Again, citation needed. Particularly the "often times".
The difference would be Amazon's [alleged] monopoly power.
> 2) The consumer (along with Amazon) is a beneficiary here. The losers are brands trying to sell commodity items at a markup. The play is not to undercut all the power strip sellers (to take an example) and once they are out of business, jack up the price. The play is to take the margin due to marketing and brand equity from the sellers and split it between the consumer and Jeff Bezos, so rather than being harmed, the consumer benefits from this.
That seems like a very charitable way of describing the situation, and even if accurate may only remain true in the short term. Whether undercutting branded sellers is the goal or not, that's exactly what's happening--even as you charitably describe it. What happens ten years down the road when those brands are gone due to Amazon's allegedly benevolent undercutting?
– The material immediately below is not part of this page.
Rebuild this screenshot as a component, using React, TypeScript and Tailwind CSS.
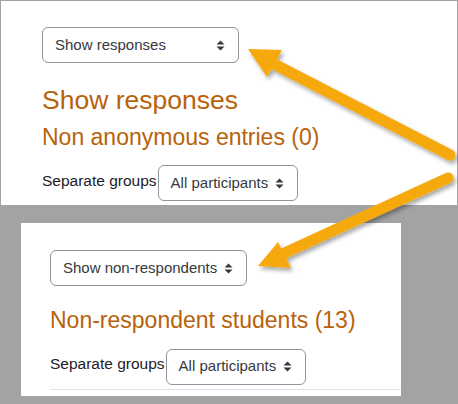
import React from "react"

const font = { fontFamily: '"Liberation Sans", Arial, sans-serif' }

function UpDown() {
  return (
    <svg width="9" height="11" viewBox="0 0 9 11" className="shrink-0">
      <path d="M4.5 0.5 L8.5 4.5 H0.5 Z" fill="#343a40" />
      <path d="M4.5 10.5 L8.5 6.5 H0.5 Z" fill="#343a40" />
    </svg>
  )
}

function Select({ label, width }: { label: string; width: string }) {
  return (
    <div
      className={`flex h-[36px] ${width} shrink-0 items-center justify-between rounded-[6px] border border-[#8f959e] bg-white pl-[12px] pr-[13px] text-[15px] text-[#343a40]`}
    >
      <span>{label}</span>
      <UpDown />
    </div>
  )
}

function GroupRow() {
  return (
    <div className="flex items-center">
      <span className="mt-[-5px] text-[15.5px] text-[#1d2125]">Separate groups</span>
      <div className="ml-px">
        <Select label="All participants" width="w-[140px]" />
      </div>
    </div>
  )
}

function Arrows() {
  return (
    <svg className="pointer-events-none absolute left-0 top-0" width="458" height="404" viewBox="0 0 458 404">
      <defs>
        <filter id="shadow" x="-20%" y="-20%" width="140%" height="140%">
          <feDropShadow dx="2" dy="3" stdDeviation="2" floodColor="#000" floodOpacity="0.35" />
        </filter>
      </defs>
      <g filter="url(#shadow)" fill="#f6a90e" stroke="#f6a90e">
        <line x1="450" y1="155" x2="270" y2="62" strokeWidth="11" strokeLinecap="round" />
        <polygon points="248,49 282,50 267,77" stroke="none" />
        <line x1="448" y1="178" x2="278" y2="256" strokeWidth="11" strokeLinecap="round" />
        <polygon points="258,266 278,242 291,268" stroke="none" />
      </g>
    </svg>
  )
}

export default function App() {
  return (
    <div className="relative h-[404px] w-[458px] overflow-hidden bg-[#a3a3a3]" style={font}>
      {/* top panel */}
      <div className="ml-px mt-px h-[204px] w-[456px] bg-white pl-[41px] pt-[26px]">
        <Select label="Show responses" width="w-[197px]" />
        <h2 className="mt-[22px] text-[26.5px] leading-[1.2] text-[#b8620a]">Show responses</h2>
        <h3 className="mt-[7px] text-[23px] leading-[1.2] text-[#b8620a]">Non anonymous entries (0)</h3>
        <div className="mt-[14px]">
          <GroupRow />
        </div>
      </div>

      {/* bottom panel */}
      <div className="ml-[21px] mt-[18px] h-[173px] w-[380px] bg-white pl-[29px] pt-[27px]">
        <Select label="Show non-respondents" width="w-[197px]" />
        <h3 className="mt-[21px] text-[23px] leading-[1.2] text-[#b8620a]">Non-respondent students (13)</h3>
        <div className="mt-[14px]">
          <GroupRow />
        </div>
        <div className="mt-[4px] h-px bg-[#dee2e6]" />
      </div>

      <Arrows />
    </div>
  )
}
I'm not sure about the ultimate merits here (in fact, I'm a bit skeptical of the claim that Amazon has all of the market power that some say it does). But I think you may be dismissing this all a bit too quickly.
I don't see Amazon as being particularly more of a monopoly than Walmart. If Amazon was a traditional brick and mortar business, would we even be having this conversation?
A big chain consumes the market and puts others our of businesses and it is just how things are. A new internet company goes from niche to cannot be ignored and it is scary change despite the impact being essentially the same.
Combine that with openly envious old media and their selective condemnation. I honestly suspect the real reason is that tech companies don't buy enough TV ads for their liking given the softball treatment of ones that do frequently like cable.
It doesn't matter. The power strips are still being manufactured at the same factory in China.
As I said before, I'm not convinced that all of these things will actually happen. But the answer can't be as simple as "who cares...Amazon is just cutting out the middle man."
Tesco infamously had 24 ways of extracting extra money from suppliers via back margin. The front margin is the traditional agreed buying price.